## Short task
Extract the lines from the start through the line that holds "import React from 'react';", both included, omitting all images.

★ ★ ★

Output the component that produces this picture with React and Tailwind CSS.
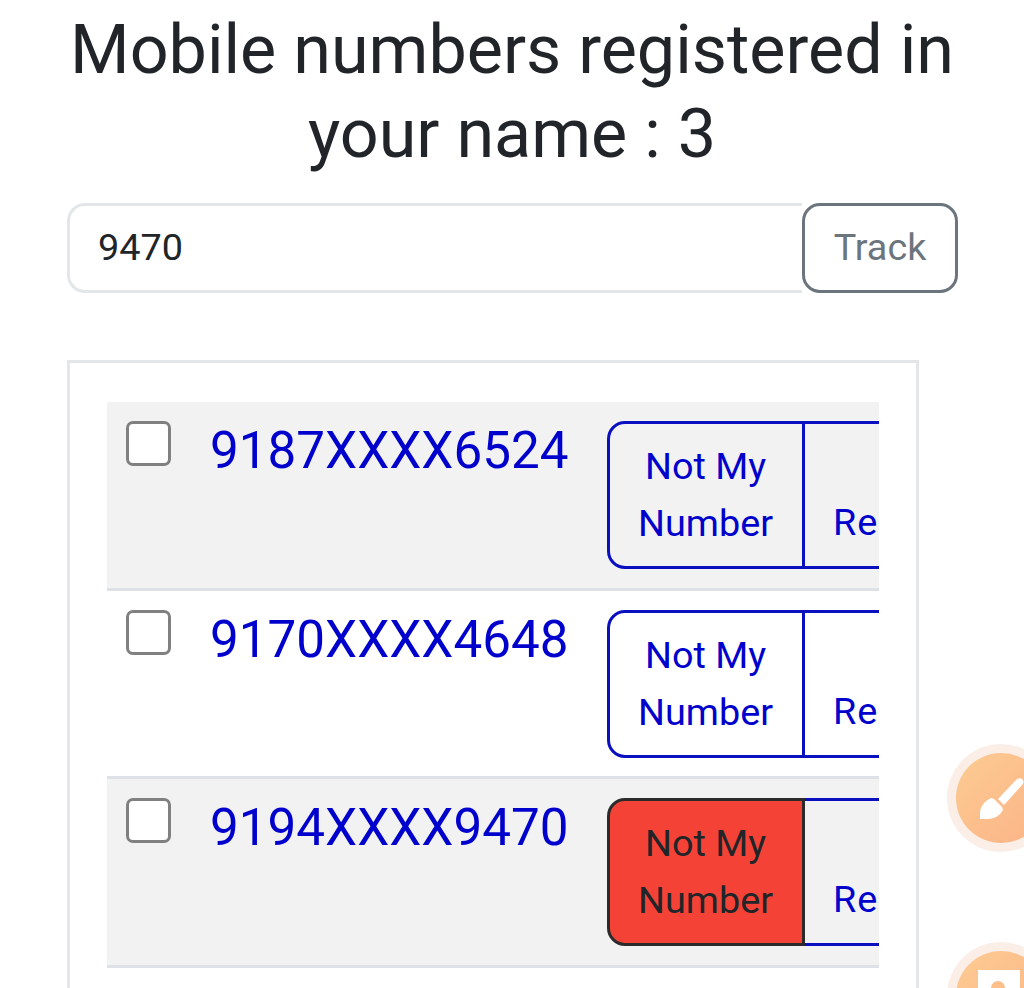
import React from 'react';

const rows = [
  { id: 1, number: '9187XXXX6524', bg: 'bg-[#f2f2f2]', selected: false },
  { id: 2, number: '9170XXXX4648', bg: 'bg-white', selected: false },
  { id: 3, number: '9194XXXX9470', bg: 'bg-[#f2f2f2]', selected: true },
];

const NumberRow = ({ number, bg, selected }) => {
  return (
    <div className={`flex h-[188.5px] shrink-0 border-b-[3px] border-[#dee2e6] pt-[19px] ${bg}`}>
      <div className="ml-[19px] h-[45px] w-[45px] shrink-0 rounded-[7px] border-[3px] border-[#808080] bg-white" />
      <div className="ml-[39px] w-[397px] shrink-0 pt-[2px] text-[51.2px] leading-[56px] text-[#0000cd]">{number}</div>
      <div className="flex h-[148px] w-[500px] shrink-0 text-[37.8px] leading-[57px]">
        <button
          className={`relative z-10 h-full w-[198px] shrink-0 rounded-l-[18px] border-[3px] pr-px text-center ${
            selected ? 'border-[#2b2b2b] bg-[#f44336] text-[#212529]' : 'border-[#0a0fc0] text-[#0000cd]'
          }`}
        >
          Not My
          <br />
          Number
        </button>
        <button className="-ml-[3px] flex h-full w-[305px] shrink-0 items-end border-[3px] border-[#0a0fc0] pb-[15px] pl-[28px] tracking-[1px] text-[#0000cd]">
          Required
        </button>
      </div>
    </div>
  );
};

const FloatButton = ({ className, children }) => {
  return (
    <div className={`absolute left-[947px] h-[108px] w-[108px] rounded-full bg-[#fbeee7] p-[9px] ${className}`}>
      <div className="relative h-full w-full overflow-hidden rounded-full bg-gradient-to-br from-[#fdcb92] to-[#fbb387]">
        {children}
      </div>
    </div>
  );
};

export default function App() {
  return (
    <div className="relative h-[988px] w-[1024px] overflow-hidden bg-white font-['Roboto',sans-serif] text-[#212529]">
      <h1 className="pt-[8px] text-center text-[68.25px] leading-[84px]">
        Mobile numbers registered in
        <br />
        your name : 3
      </h1>

      <div className="mt-[27px] ml-[67px] flex h-[90px] w-[891px]">
        <input
          readOnly
          value="9470"
          className="h-full min-w-0 flex-1 rounded-l-[18px] border-[3px] border-r-0 border-[#e3e6e9] bg-white pb-[2px] pl-[28px] text-[37.8px] text-[#212529] outline-none"
        />
        <button className="h-full w-[156px] shrink-0 rounded-[18px] border-[3px] border-[#6c757d] bg-white pb-[2px] text-[37.8px] text-[#6c757d]">
          Track
        </button>
      </div>

      <div className="mt-[67px] ml-[67px] h-[700px] w-[852px] border-[3px] border-[#e3e6e9] px-[37px] pt-[39px]">
        <div className="overflow-hidden">
          {rows.map((row) => (
            <NumberRow key={row.id} number={row.number} bg={row.bg} selected={row.selected} />
          ))}
        </div>
      </div>

      <FloatButton className="top-[744px]">
        <svg viewBox="0 0 90 90" className="h-full w-full">
          <path d="M42 46 L60 27 Q63 24 66 26 Q69 29 66 32 L48 52 Z" fill="#fff" />
          <path d="M24 66 V59 Q25 50 35 45 L38 46 L46 54 L47 57 Q42 66 31 66 Z" fill="#fff" />
        </svg>
      </FloatButton>
      <FloatButton className="top-[942px]">
        <svg viewBox="0 0 90 90" className="h-full w-full">
          <path d="M22 19 H64 V70 H22 Z" fill="#fff" />
          <circle cx="42" cy="37" r="7" fill="#fdc08d" />
        </svg>
      </FloatButton>
    </div>
  );
}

★ ★ ★

## Task solution
Output the component that produces this picture with React and Tailwind CSS.
import React from 'react';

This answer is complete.